What do you think about adding more motors to a 3D printer to increase

What do you think about adding more motors to a 3D printer to increase print quality and efficiency? I tested it in 2 printers and liked the results. I also did video of some theories involved. My English is terrible, but animations help understand my thoughts.

Price is a big factor right now so it makes more sense just to compensate in software rather than adding additional mechanical components.

It will surely help but those steel rods will have much more springiness then the belts. I tightenen mine up so visible ringing will only occur over 200 mm/s.

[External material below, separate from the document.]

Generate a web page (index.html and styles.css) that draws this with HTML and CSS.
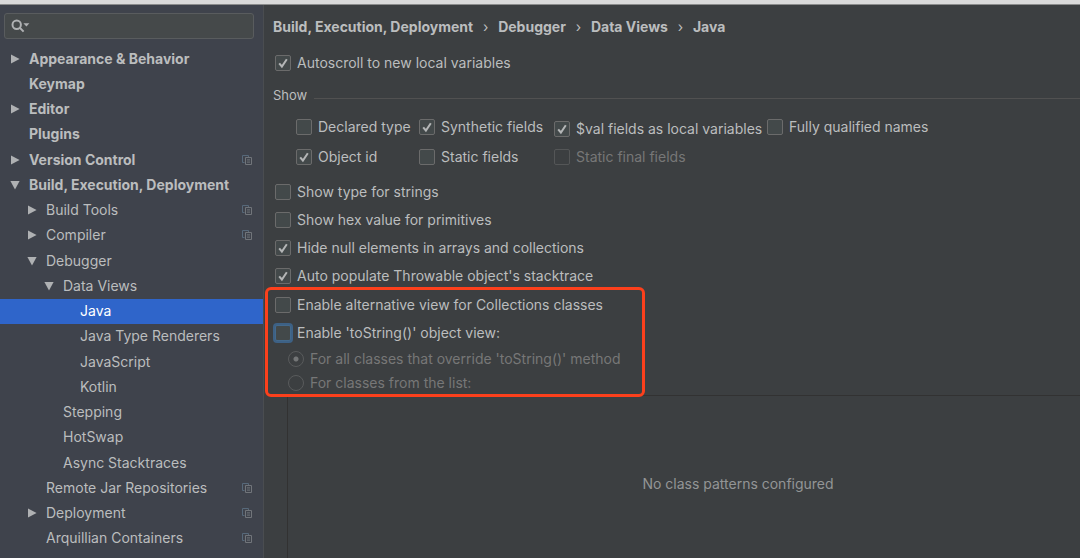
FILE: index.html
```html
<!DOCTYPE html>
<html lang="en">
<head>
<meta charset="utf-8">
<meta name="viewport" content="width=device-width, initial-scale=1">
<title>Preferences</title>
<link rel="stylesheet" href="styles.css">
</head>
<body>
<svg class="defs" aria-hidden="true">
  <symbol id="right" viewBox="0 0 10 10"><path d="M1 .4 9.6 5 1 9.6z"/></symbol>
  <symbol id="down" viewBox="0 0 10 10"><path d="M.4 1h9.2L5 9.6z"/></symbol>
  <symbol id="copy" viewBox="0 0 10 10"><path d="M2.5 7.5h-2v-7h6v2" stroke="#57697a"/><path d="M3.5 2.5h6v7h-6zM5 4.9h3M5 7.1h3" stroke="#71757a"/></symbol>
  <symbol id="check" viewBox="0 0 16 16"><path d="m4.2 8.3 2.7 3.2 4.9-7.3"/></symbol>
</svg>
<div class="titlebar"></div>
<div class="window">
  <aside class="sidebar">
    <div class="search">
      <svg class="search-icon" viewBox="0 0 20 14" aria-hidden="true"><circle cx="5.7" cy="5.7" r="4.2"/><path class="handle" d="m8.8 8.8 3.8 3.8"/><path class="caret" d="M12.4 4.2h6l-3 3.4z"/></svg>
      <input class="search-input" type="text" aria-label="Search settings">
    </div>
    <nav class="tree" aria-label="Settings">
      <a class="node top" href="#"><svg class="arrow"><use href="#right"/></svg><span class="name">Appearance &amp; Behavior</span></a>
      <a class="node top" href="#"><span class="arrow"></span><span class="name">Keymap</span></a>
      <a class="node top" href="#"><svg class="arrow"><use href="#right"/></svg><span class="name">Editor</span></a>
      <a class="node top" href="#"><span class="arrow"></span><span class="name">Plugins</span></a>
      <a class="node top" href="#"><svg class="arrow"><use href="#right"/></svg><span class="name">Version Control</span><svg class="copy"><use href="#copy"/></svg></a>
      <a class="node top" href="#"><svg class="arrow"><use href="#down"/></svg><span class="name">Build, Execution, Deployment</span></a>
      <a class="node level-1" href="#"><svg class="arrow"><use href="#right"/></svg><span class="name">Build Tools</span><svg class="copy"><use href="#copy"/></svg></a>
      <a class="node level-1" href="#"><svg class="arrow"><use href="#right"/></svg><span class="name">Compiler</span><svg class="copy"><use href="#copy"/></svg></a>
      <a class="node level-1" href="#"><svg class="arrow"><use href="#down"/></svg><span class="name">Debugger</span></a>
      <a class="node level-2" href="#"><svg class="arrow"><use href="#down"/></svg><span class="name">Data Views</span></a>
      <a class="node level-3 selected" href="#" aria-current="page"><span class="arrow"></span><span class="name">Java</span></a>
      <a class="node level-3" href="#"><span class="arrow"></span><span class="name">Java Type Renderers</span></a>
      <a class="node level-3" href="#"><span class="arrow"></span><span class="name">JavaScript</span></a>
      <a class="node level-3" href="#"><span class="arrow"></span><span class="name">Kotlin</span></a>
      <a class="node level-2" href="#"><span class="arrow"></span><span class="name">Stepping</span></a>
      <a class="node level-2" href="#"><span class="arrow"></span><span class="name">HotSwap</span></a>
      <a class="node level-2" href="#"><span class="arrow"></span><span class="name">Async Stacktraces</span></a>
      <a class="node level-1" href="#"><span class="arrow"></span><span class="name">Remote Jar Repositories</span><svg class="copy"><use href="#copy"/></svg></a>
      <a class="node level-1" href="#"><svg class="arrow"><use href="#right"/></svg><span class="name">Deployment</span><svg class="copy"><use href="#copy"/></svg></a>
      <a class="node level-1" href="#"><span class="arrow"></span><span class="name">Arquillian Containers</span><svg class="copy"><use href="#copy"/></svg></a>
    </nav>
  </aside>
  <main class="content">
    <nav class="crumbs" aria-label="Breadcrumb">
      <a href="#">Build, Execution, Deployment</a><span class="sep">›</span><a href="#">Debugger</a><span class="sep">›</span><a href="#">Data Views</a><span class="sep">›</span><a href="#">Java</a>
    </nav>
    <label class="option autoscroll"><span class="box"><input type="checkbox" checked><svg class="check"><use href="#check"/></svg></span>Autoscroll to new local variables</label>
    <section class="show">
      <h2 class="show-title">Show</h2>
      <div class="show-grid">
        <label class="option"><span class="box"><input type="checkbox"><svg class="check"><use href="#check"/></svg></span>Declared type</label>
        <label class="option"><span class="box"><input type="checkbox" checked><svg class="check"><use href="#check"/></svg></span>Synthetic fields</label>
        <label class="option lowered"><span class="box"><input type="checkbox" checked><svg class="check"><use href="#check"/></svg></span>$val fields as local variables</label>
        <label class="option"><span class="box"><input type="checkbox"><svg class="check"><use href="#check"/></svg></span>Fully qualified names</label>
        <label class="option"><span class="box"><input type="checkbox" checked><svg class="check"><use href="#check"/></svg></span>Object id</label>
        <label class="option"><span class="box"><input type="checkbox"><svg class="check"><use href="#check"/></svg></span>Static fields</label>
        <label class="option disabled"><span class="box"><input type="checkbox" disabled><svg class="check"><use href="#check"/></svg></span>Static final fields</label>
      </div>
    </section>
    <div class="options">
      <label class="option"><span class="box"><input type="checkbox"><svg class="check"><use href="#check"/></svg></span>Show type for strings</label>
      <label class="option"><span class="box"><input type="checkbox"><svg class="check"><use href="#check"/></svg></span>Show hex value for primitives</label>
      <label class="option"><span class="box"><input type="checkbox" checked><svg class="check"><use href="#check"/></svg></span>Hide null elements in arrays and collections</label>
      <label class="option"><span class="box"><input type="checkbox" checked><svg class="check"><use href="#check"/></svg></span>Auto populate Throwable object's stacktrace</label>
    </div>
    <div class="options views">
      <label class="option"><span class="box"><input type="checkbox"><svg class="check"><use href="#check"/></svg></span>Enable alternative view for Collections classes</label>
      <label class="option"><span class="box"><input class="focused" type="checkbox"><svg class="check"><use href="#check"/></svg></span>Enable 'toString()' object view:</label>
      <div class="radios">
        <label class="radio-option"><input type="radio" name="scope" checked disabled>For all classes that override 'toString()' method</label>
        <label class="radio-option"><input type="radio" name="scope" disabled>For classes from the list:</label>
      </div>
      <div class="highlight"></div>
    </div>
    <div class="patterns">No class patterns configured</div>
  </main>
</div>
</body>
</html>
```
FILE: styles.css
```css
* { box-sizing: border-box; }

body {
  margin: 0;
  min-height: 100vh;
  display: flex;
  flex-direction: column;
  background: #3c3f41;
  color: #bbbdbe;
  font: 14px/20px Inter, "Liberation Sans", sans-serif;
}

a { color: inherit; text-decoration: none; }
.defs { display: none; }

.titlebar { height: 5px; background: #dadada; border-bottom: 1px solid #8b8c8c; }

.window { flex: 1; display: flex; }

/* Sidebar */
.sidebar {
  flex: 0 0 263px;
  display: flex;
  flex-direction: column;
  padding: 8px 0 7px;
  background: #3f434c;
  border-right: 1px solid #4a4d50;
}

.search {
  display: flex;
  align-items: center;
  height: 26px;
  margin: 0 9px 7px 4px;
  padding-left: 6px;
  background: #45494a;
  border: 1px solid #595c5e;
  border-radius: 3px;
}
.search-icon { width: 20px; height: 14px; fill: none; stroke: #afb1b3; stroke-width: 2; }
.search-icon .caret { fill: #afb1b3; stroke: none; }
.search-input {
  flex: 1;
  min-width: 0;
  border: 0;
  outline: 0;
  background: transparent;
  color: inherit;
  font: inherit;
}

.tree { flex: 1; display: grid; grid-auto-rows: 1fr; }
.node { display: flex; align-items: center; padding: 0 11px 0 10px; white-space: nowrap; }
.top { font-weight: 700; }
.level-1 { padding-left: 27px; }
.level-2 { padding-left: 44px; }
.level-3 { padding-left: 61px; }
.selected { background: #2f65ca; color: #fff; }
.arrow { flex: none; width: 10px; height: 10px; margin-right: 9px; fill: #afb1b3; }
.name { flex: 1; }
.copy { flex: none; width: 10px; height: 10px; fill: none; }

/* Content */
.content { flex: 1; min-width: 0; display: flex; flex-direction: column; padding: 12px 0 0 9px; }

.crumbs { display: flex; font-weight: 700; white-space: nowrap; }
.sep { width: 25px; text-align: center; font-weight: 400; }

.option { display: flex; align-items: center; gap: 6px; white-space: nowrap; }
.box { display: grid; }
.box > * { grid-area: 1 / 1; }
.box input {
  appearance: none;
  width: 16px;
  height: 16px;
  margin: 0;
  background: #43494a;
  border: 1px solid #6b6b6b;
  border-radius: 2px;
}
.box input:disabled { background: transparent; border-color: #545657; }
.box .focused { border-color: #43698c; box-shadow: 0 0 0 2px #3d6185; }
.check {
  width: 16px;
  height: 16px;
  fill: none;
  stroke: #b4b6b7;
  stroke-width: 2;
  visibility: hidden;
  pointer-events: none;
}
input:checked + .check { visibility: visible; }
.disabled, .radio-option { color: #777777; }

.autoscroll { margin-top: 16px; padding-left: 2px; }

.show { margin-top: 12px; }
.show-title { display: flex; align-items: center; gap: 7px; margin: 0; font: inherit; font-size: 13px; }
.show-title::after { content: ""; flex: 1; height: 1px; margin-top: 6px; background: #515151; }
.show-grid {
  display: grid;
  grid-template-columns: 123px 135px 213px 1fr;
  grid-auto-rows: 30px;
  padding: 7px 0 0 23px;
}
.lowered { padding-top: 4px; }

.options { display: grid; grid-auto-rows: 28px; padding-left: 2px; }
.show + .options { margin-top: 6px; }
.views { position: relative; grid-template-rows: 28px 28px auto; margin-top: 1px; }
.radios { display: grid; grid-auto-rows: 24px; padding-left: 13px; }
.radio-option { display: flex; align-items: center; gap: 6px; white-space: nowrap; }
.radio-option input {
  appearance: none;
  width: 16px;
  height: 16px;
  margin: 0;
  border: 1px solid #595b5c;
  border-radius: 50%;
}
.radio-option input:checked { background: radial-gradient(circle, #747677 0 2px, transparent 3px); }
.highlight {
  position: absolute;
  top: -4px;
  left: -8px;
  width: 380px;
  bottom: -2px;
  border: 3px solid #fc401c;
  border-radius: 6px;
  pointer-events: none;
}

.patterns {
  flex: 1;
  display: grid;
  place-items: center;
  margin-left: 14px;
  padding: 14px 0 0 108px;
  border: solid #323232;
  border-width: 1px 0 0 1px;
  color: #939596;
}
```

@ChPech Z steel rods, right? good point. Thicker Z rods may be my next upgrade. Thanks

Kind of came to the same conclusions a while ago: look at quadrap printer. 2 steppers per axis (XY).
Can say enough good things about it…

Two stepper motors within single axis is wrong and perform worse than single motor. This is often done to reduce the price as mechanics to transfer the movement to two axes in parallel are tow expensive. The problem is that both motors will never work in sync mostly one will step at front with the other and they will fight. The slope within z axes allow motors to work together as it tolarate some misaligment but in single belt loop this is not th case. In general don’t fo it for print you will gain zero benefit and only penalties.

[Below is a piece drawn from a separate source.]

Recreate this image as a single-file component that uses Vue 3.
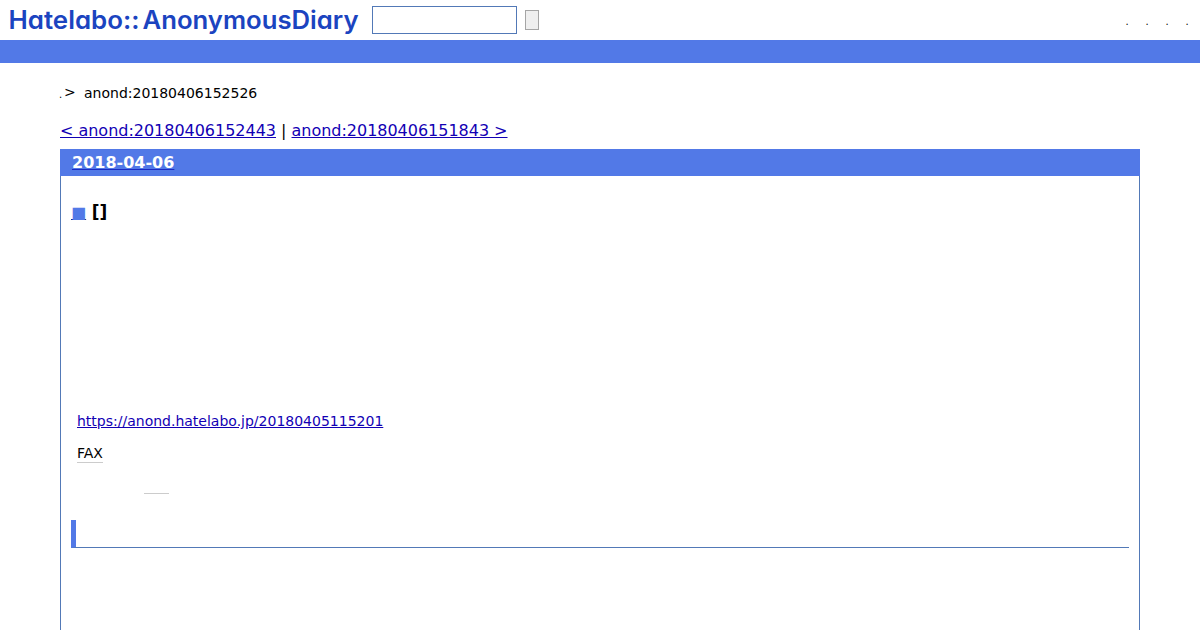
<script setup>
const menu = ['.', '.', '.', '.'];
const entry = {
  name: 'anond:20180406152526',
  prev: 'anond:20180406152443',
  next: 'anond:20180406151843',
  date: '2018-04-06',
  link: 'https://anond.hatelabo.jp/20180405115201'
};
</script>

<template>
  <header class="header">
    <svg class="logo" width="360" height="40" viewBox="0 0 360 40">
      <text x="8.5" y="28.5" textLength="131" lengthAdjust="spacingAndGlyphs">Hatelabo::</text>
      <text x="142.5" y="28.5" textLength="216" lengthAdjust="spacingAndGlyphs">AnonymousDiary</text>
    </svg>
    <form class="search" @submit.prevent>
      <input class="search-box" type="text">
      <button class="search-btn"></button>
    </form>
    <ul class="menu">
      <li v-for="(item, i) in menu" :key="i">{{ item }}</li>
    </ul>
  </header>
  <div class="bar"></div>

  <main class="content">
    <div class="breadcrumb"><span class="home">.</span><span class="sep">&gt;</span><span>{{ entry.name }}</span></div>
    <div class="pager">
      <a href="#">&lt; {{ entry.prev }}</a> | <a href="#">{{ entry.next }} &gt;</a>
    </div>
    <div class="day">
      <h2><a href="#"><span>{{ entry.date }}</span></a></h2>
      <div class="body">
        <h3><a href="#"><span class="sanchor">■</span></a> <span class="title">[]</span></h3>
        <p class="url"><a href="#">{{ entry.link }}</a></p>
        <p class="fax"><span class="keyword">FAX</span></p>
        <div class="blank-keyword"></div>
        <h4></h4>
      </div>
    </div>
  </main>
</template>

<style>
body { background: #fff; overflow: hidden; }
</style>

<style scoped>
.header, .content { font-family: 'DejaVu Sans', Verdana, sans-serif; color: #000; }
.header { display: flex; height: 40px; }
.logo { display: block; }
.logo text {
    font-family: Inter, Lato, sans-serif; font-size: 25px; font-weight: 600;
    font-feature-settings: 'cv11'; fill: #1b44c0;
}

.search { display: flex; align-items: center; gap: 8px; margin-left: 12px; }
.search-box {
    box-sizing: border-box; width: 145px; height: 28px; padding: 2px;
    border: 1px solid #5279b7; background: #fff; outline: none;
}
.search-btn {
    box-sizing: border-box; width: 14px; height: 20px; padding: 0;
    border: 1px solid #a5a5a5; background: #efefef;
}

.menu { display: flex; list-style: none; margin: 16px 11px 0 auto; padding: 0; gap: 16px; }
.menu li { width: 4px; font-size: 10px; line-height: 12px; text-align: center; }
.bar { height: 23px; background: #5279e7; }

.content { height: 546px; margin: 0 60px; padding-top: 21px; }
.breadcrumb { display: flex; font-size: 14px; line-height: 18px; }
.home { width: 4px; font-size: 10px; line-height: 22px; height: 18px; margin-left: -1px; }
.sep { width: 20px; height: 18px; margin-left: 1px; line-height: 17px; }
.pager { margin-top: 19px; font-size: 16px; line-height: 20px; letter-spacing: -0.02px; }
a { color: #0000cc; }
.pager a, .url a { color: #1200b4; }

.day { box-sizing: border-box; height: 481px; margin-top: 8px; border: 1px solid #5279b7; border-width: 0 1px; }
h2 { margin: 0 -1px; padding-left: 12px; background: #5279e7; font-size: 16px; line-height: 27px; }
h2 a { color: #1a2bc4; }
h2 span { color: #fff; }
.body { padding: 0 10px; }
h3 { height: 20px; margin: 26px 0 0; font-size: 16px; line-height: 21px; }
h3 a { color: #1c2e80; }
.sanchor { color: #5279e7; }
.title { font-size: 17px; }
p { margin: 0 6px; font-size: 14px; line-height: 18px; }
.url { margin-top: 190px; }
.fax { margin-top: 14px; }
.keyword { display: inline-block; height: 18px; border-bottom: 1px solid #ccc; }
.blank-keyword { width: 25px; height: 1px; margin: 30px 0 0 73px; background: #ccc; }
h4 {
    box-sizing: border-box; height: 28px; margin: 26px 0 0;
    border-left: 5px solid #5279e7; border-bottom: 1px solid #5279b7;
}
</style>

@George_Novtekov Check this, you may change your mind:

@Michael_Memeteau I’m really impressed! I did not know Quadrap, it is a disruptive design. I never used bowden, I use combined, two stage extrusion (bowden+direct) It helps speed up prints with viscous materials like PETG and Tritan, that are my preferred. I would like to build a pure bowden for fast prints with PLA. If I build one from scratch quadrap is now first in my list. I like the idea of structural elements sharing the linear guide function, as well multi- filament fishing lines as belts. They don’t stretch, are cheap and precise. Do you have open CAD files for it? Thanks

@Eduardo_Schoenknecht If you go the Bowden way, be sure also to give a try to the extruder I’ve designed… If you like thinking out of the box, you’ll probably appreciate. #saintflint

@Michael_Memeteau Brilliant design! You sure have a privileged mind! I really like when things get balanced, liked the symmetrical load on axis of this extruder. Parabéns! (acho que também falas Português)

@Eduardo_Schoenknecht Sim, falo… :wink: e Obrigado pela apreciação.

@Michael_Memeteau I don’t see what will make me change my mind really. You can create whatsoever movement system but this don’t make it good. You have so much slope and elasticity and slippage in the cords that you should not afraid at all about a little misalignment between steppers. But in cnczone there are plenty of discussions and explanation about this and how two steppers could be synced and why it is not good idea. But if you use cords and printed bearings I guess this don’t matter much. But if you use Gates GT3 belt and quality components I guess it better to avoid this.

@George_Novtekov I knew this approach was controversy. It for sure is not neat. Of course precision, quality parts and simplicity are priority. But in a not perfect world, and in special cases such as large build volume printers with direct drive extruder I believe it can be functional. I achieved measurable improvements with it. Mechanics and electronics are cold, quite and reliable. Does it worth the extra cost and time to set it up? I don’t know.

@George_Novtekov I actually came to the conclusion that using 3D printed spools (even with SLA) was a no-no. Check my findings (if you think it’s worth the reading).
I’m now running a mix of GT2 belts (driving side) and spectra lines (other side, sorry, no “cords” here).
In general, for large scale FDM 3D printing it fits the bill. No sub-micron precision, but very decent performance for a reasonable price (340 x 340 x 340 mm printing volume for less than <800€ of BOM).